STATED PROBLEM - Extract the lines that carry the string "React" from the listing.

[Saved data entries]
____________________

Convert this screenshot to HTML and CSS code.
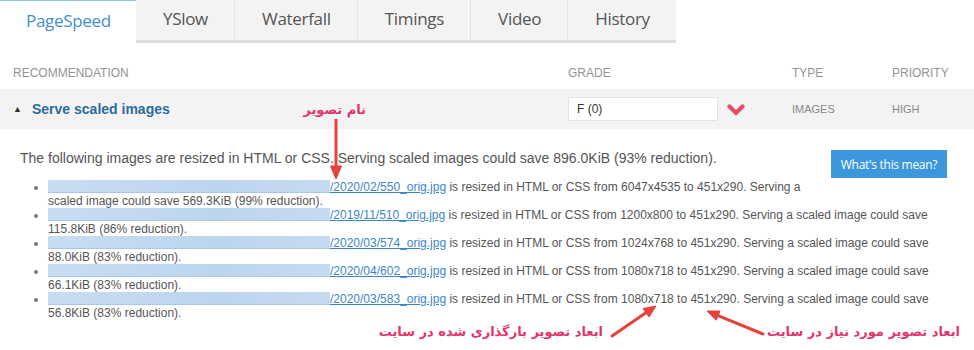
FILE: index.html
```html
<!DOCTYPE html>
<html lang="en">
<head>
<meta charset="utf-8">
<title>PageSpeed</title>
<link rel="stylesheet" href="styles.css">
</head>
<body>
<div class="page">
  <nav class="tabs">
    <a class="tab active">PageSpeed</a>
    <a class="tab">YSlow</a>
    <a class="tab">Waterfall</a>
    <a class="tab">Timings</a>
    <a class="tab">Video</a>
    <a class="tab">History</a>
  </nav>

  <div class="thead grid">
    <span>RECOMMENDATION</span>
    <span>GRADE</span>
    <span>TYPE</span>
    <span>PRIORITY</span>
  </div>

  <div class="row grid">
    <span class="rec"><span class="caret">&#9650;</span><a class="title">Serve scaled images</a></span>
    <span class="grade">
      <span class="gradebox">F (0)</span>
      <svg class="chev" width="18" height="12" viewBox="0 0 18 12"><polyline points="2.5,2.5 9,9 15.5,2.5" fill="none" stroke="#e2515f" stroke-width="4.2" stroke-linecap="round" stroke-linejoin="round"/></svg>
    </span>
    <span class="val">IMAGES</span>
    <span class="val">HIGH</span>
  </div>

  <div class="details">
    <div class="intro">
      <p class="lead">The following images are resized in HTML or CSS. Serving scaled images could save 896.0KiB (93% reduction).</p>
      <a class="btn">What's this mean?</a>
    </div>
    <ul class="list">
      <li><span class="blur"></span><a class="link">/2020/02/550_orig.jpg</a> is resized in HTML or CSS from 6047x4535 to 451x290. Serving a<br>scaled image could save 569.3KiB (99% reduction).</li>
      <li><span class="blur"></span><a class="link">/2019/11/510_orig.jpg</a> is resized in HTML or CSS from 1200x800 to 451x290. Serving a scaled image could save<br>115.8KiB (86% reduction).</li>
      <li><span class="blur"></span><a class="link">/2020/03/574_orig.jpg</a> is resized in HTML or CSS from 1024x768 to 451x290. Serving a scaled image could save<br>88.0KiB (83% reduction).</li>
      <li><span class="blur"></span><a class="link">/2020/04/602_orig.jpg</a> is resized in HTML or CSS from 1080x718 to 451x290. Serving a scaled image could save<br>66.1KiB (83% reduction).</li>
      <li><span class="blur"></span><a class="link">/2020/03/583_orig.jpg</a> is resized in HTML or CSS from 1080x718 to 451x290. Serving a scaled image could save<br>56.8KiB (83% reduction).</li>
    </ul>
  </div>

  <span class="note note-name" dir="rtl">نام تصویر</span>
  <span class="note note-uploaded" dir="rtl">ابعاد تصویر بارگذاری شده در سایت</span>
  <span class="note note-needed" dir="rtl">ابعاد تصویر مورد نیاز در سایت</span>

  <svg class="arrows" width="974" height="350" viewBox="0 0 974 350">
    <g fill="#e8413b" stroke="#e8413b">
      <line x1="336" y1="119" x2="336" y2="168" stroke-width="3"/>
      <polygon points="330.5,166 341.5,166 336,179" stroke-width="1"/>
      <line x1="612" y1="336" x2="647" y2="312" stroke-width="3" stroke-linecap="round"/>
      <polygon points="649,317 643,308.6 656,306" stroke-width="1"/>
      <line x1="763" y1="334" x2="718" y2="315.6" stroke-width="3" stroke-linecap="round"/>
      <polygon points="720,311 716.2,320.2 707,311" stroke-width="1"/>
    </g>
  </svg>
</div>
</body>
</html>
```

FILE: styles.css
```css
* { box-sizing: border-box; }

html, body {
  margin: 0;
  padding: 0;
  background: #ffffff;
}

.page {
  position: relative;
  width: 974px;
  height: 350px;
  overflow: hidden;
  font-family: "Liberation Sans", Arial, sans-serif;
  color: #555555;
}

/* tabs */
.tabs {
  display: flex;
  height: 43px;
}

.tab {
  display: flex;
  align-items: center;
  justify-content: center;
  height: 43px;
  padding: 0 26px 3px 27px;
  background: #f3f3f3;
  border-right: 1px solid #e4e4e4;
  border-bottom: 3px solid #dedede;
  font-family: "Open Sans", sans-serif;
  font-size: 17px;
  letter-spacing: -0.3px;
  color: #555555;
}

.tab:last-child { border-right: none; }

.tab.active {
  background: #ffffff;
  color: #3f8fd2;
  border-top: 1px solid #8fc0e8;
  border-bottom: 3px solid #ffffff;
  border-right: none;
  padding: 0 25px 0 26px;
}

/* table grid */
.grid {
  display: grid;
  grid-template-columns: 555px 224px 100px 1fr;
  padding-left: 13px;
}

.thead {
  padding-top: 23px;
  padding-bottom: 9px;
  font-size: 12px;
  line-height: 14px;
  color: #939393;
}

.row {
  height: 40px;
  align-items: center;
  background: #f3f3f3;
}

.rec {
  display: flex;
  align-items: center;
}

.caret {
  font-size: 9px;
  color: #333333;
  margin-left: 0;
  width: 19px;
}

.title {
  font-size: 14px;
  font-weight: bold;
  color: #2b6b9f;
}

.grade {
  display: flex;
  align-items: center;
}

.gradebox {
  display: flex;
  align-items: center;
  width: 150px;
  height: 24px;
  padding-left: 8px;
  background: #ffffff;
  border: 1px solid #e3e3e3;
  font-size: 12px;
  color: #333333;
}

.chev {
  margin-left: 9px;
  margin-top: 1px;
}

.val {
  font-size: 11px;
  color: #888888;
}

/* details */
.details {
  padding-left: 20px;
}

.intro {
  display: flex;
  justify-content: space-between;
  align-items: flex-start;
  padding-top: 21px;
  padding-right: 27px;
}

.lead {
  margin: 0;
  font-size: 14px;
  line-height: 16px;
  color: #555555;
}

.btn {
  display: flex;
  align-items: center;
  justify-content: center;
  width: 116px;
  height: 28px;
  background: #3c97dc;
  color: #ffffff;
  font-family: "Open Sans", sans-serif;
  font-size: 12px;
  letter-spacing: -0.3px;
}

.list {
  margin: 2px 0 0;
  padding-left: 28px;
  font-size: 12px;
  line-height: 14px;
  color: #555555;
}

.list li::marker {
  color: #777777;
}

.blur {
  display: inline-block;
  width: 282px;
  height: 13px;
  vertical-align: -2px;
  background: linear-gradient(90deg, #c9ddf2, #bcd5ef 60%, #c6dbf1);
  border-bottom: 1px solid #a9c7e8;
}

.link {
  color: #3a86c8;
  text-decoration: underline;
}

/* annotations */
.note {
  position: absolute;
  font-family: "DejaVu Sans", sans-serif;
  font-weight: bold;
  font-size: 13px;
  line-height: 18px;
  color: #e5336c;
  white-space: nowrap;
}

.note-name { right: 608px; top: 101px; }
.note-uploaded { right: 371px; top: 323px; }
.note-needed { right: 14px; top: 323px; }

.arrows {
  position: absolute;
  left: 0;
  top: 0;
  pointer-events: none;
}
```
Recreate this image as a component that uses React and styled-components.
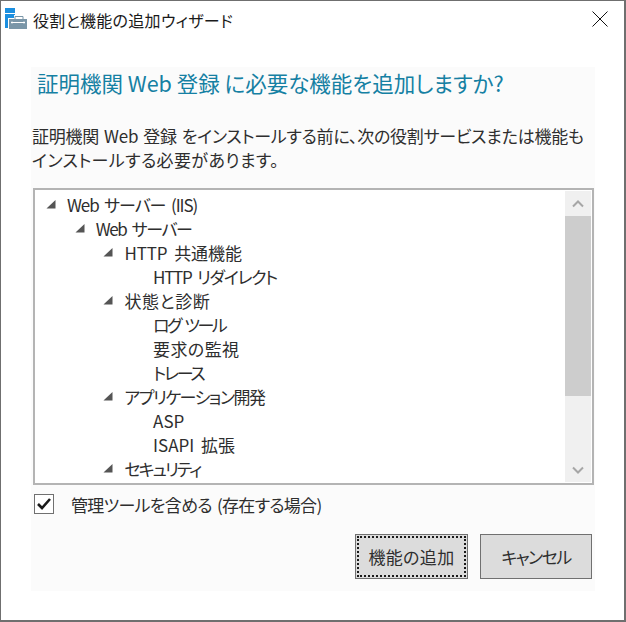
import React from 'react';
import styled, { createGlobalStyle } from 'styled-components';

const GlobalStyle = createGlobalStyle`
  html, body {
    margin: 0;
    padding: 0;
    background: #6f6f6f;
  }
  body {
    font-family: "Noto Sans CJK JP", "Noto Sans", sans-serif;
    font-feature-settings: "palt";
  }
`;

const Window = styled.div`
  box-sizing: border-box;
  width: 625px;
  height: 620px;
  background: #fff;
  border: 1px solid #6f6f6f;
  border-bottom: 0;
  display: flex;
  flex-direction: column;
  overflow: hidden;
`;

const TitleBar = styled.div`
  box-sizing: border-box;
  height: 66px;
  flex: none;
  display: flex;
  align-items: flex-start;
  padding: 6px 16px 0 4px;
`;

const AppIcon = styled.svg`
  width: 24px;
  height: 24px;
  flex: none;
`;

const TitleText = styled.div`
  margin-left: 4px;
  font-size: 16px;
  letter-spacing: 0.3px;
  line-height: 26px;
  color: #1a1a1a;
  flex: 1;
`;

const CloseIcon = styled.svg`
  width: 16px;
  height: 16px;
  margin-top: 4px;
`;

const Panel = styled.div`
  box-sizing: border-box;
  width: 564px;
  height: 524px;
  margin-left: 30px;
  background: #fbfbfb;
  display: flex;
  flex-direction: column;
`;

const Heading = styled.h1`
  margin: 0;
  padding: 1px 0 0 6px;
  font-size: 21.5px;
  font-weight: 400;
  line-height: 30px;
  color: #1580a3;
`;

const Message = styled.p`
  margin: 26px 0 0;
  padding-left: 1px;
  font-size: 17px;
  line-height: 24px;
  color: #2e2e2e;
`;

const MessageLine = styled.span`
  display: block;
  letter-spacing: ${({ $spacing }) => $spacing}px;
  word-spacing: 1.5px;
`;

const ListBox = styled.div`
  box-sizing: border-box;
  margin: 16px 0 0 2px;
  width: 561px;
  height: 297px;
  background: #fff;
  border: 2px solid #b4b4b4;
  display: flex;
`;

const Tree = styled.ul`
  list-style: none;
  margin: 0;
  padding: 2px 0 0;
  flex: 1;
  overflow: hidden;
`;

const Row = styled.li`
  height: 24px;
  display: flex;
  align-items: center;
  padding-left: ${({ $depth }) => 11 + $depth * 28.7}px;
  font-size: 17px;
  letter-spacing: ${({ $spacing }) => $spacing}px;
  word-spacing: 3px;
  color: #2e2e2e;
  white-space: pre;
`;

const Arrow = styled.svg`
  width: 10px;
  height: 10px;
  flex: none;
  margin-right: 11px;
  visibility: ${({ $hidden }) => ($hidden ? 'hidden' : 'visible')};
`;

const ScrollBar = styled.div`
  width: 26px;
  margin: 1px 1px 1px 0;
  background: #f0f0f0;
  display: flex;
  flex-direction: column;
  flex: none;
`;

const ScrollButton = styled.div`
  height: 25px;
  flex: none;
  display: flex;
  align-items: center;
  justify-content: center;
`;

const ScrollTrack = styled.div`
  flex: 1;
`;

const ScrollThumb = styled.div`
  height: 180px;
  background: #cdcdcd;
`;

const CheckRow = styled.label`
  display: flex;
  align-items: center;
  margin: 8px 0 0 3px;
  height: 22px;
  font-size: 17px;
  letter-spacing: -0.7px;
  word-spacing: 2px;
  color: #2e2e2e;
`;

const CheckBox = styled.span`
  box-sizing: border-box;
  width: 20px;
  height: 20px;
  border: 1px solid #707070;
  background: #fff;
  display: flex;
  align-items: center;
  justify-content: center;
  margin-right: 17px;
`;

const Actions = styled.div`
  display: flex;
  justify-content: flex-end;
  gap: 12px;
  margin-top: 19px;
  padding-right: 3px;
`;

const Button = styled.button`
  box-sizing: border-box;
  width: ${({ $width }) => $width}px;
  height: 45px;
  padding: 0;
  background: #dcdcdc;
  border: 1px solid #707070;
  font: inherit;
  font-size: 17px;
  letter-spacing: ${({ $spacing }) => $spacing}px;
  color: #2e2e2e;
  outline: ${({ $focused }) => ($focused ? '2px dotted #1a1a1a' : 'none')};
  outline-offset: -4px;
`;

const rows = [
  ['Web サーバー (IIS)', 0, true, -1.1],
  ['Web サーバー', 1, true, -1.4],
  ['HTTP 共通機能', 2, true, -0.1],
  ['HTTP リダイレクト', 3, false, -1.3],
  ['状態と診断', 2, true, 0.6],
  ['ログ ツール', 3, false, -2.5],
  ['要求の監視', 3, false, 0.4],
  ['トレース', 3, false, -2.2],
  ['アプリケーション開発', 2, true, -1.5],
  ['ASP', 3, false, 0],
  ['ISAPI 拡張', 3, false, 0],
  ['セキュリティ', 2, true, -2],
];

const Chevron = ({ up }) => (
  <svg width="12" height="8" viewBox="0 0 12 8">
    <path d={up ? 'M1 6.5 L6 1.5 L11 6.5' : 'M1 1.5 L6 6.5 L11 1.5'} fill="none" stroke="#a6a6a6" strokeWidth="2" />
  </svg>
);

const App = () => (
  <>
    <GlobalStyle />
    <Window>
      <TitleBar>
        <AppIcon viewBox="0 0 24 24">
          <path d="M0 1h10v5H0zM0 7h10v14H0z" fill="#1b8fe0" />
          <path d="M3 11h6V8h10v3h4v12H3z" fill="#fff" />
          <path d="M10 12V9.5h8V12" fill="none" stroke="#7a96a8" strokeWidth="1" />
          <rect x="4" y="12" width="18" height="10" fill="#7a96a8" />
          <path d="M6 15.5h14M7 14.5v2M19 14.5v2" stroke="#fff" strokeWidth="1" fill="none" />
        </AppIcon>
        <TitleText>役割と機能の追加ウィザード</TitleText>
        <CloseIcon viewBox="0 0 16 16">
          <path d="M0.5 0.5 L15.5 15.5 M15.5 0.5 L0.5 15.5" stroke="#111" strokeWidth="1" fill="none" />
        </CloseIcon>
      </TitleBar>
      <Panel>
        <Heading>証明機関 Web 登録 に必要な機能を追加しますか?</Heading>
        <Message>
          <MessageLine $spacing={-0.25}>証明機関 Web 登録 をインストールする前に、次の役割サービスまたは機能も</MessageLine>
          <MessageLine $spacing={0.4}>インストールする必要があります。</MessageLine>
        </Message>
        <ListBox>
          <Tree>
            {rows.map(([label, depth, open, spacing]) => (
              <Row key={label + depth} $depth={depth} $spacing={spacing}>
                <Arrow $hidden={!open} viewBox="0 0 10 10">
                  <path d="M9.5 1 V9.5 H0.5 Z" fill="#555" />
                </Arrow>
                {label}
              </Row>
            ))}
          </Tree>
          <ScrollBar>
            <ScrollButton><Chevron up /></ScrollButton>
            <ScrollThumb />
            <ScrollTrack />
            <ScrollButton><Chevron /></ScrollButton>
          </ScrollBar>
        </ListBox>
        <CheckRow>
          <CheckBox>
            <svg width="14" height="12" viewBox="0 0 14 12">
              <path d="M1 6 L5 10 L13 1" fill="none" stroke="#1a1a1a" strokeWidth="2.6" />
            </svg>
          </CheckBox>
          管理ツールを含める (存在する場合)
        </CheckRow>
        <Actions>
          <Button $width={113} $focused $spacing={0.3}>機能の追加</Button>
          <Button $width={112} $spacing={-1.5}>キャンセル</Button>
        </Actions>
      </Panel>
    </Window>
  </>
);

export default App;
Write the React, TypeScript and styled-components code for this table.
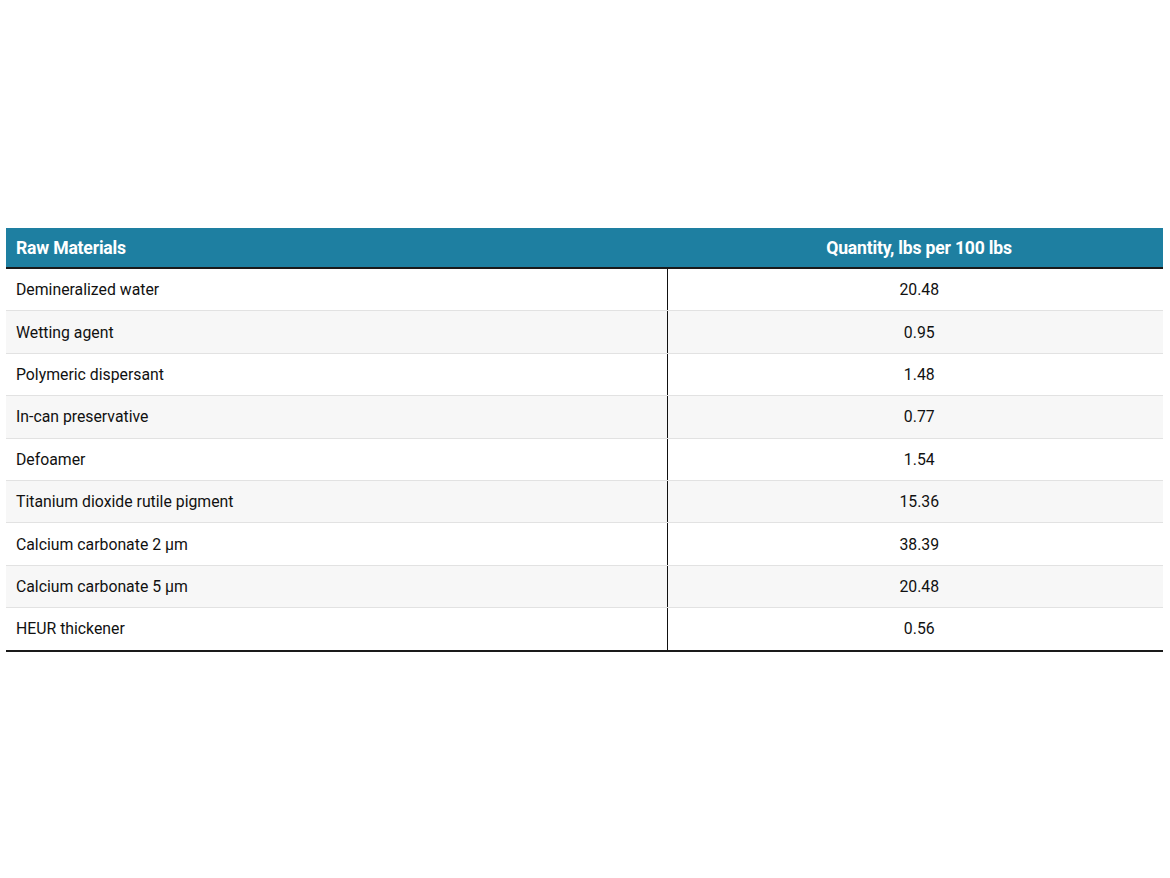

____________________

SOLUTION TO THIS TASK -
Recreate this image as a component that uses React and styled-components.
import React from 'react';
Write the React, TypeScript and styled-components code for this table.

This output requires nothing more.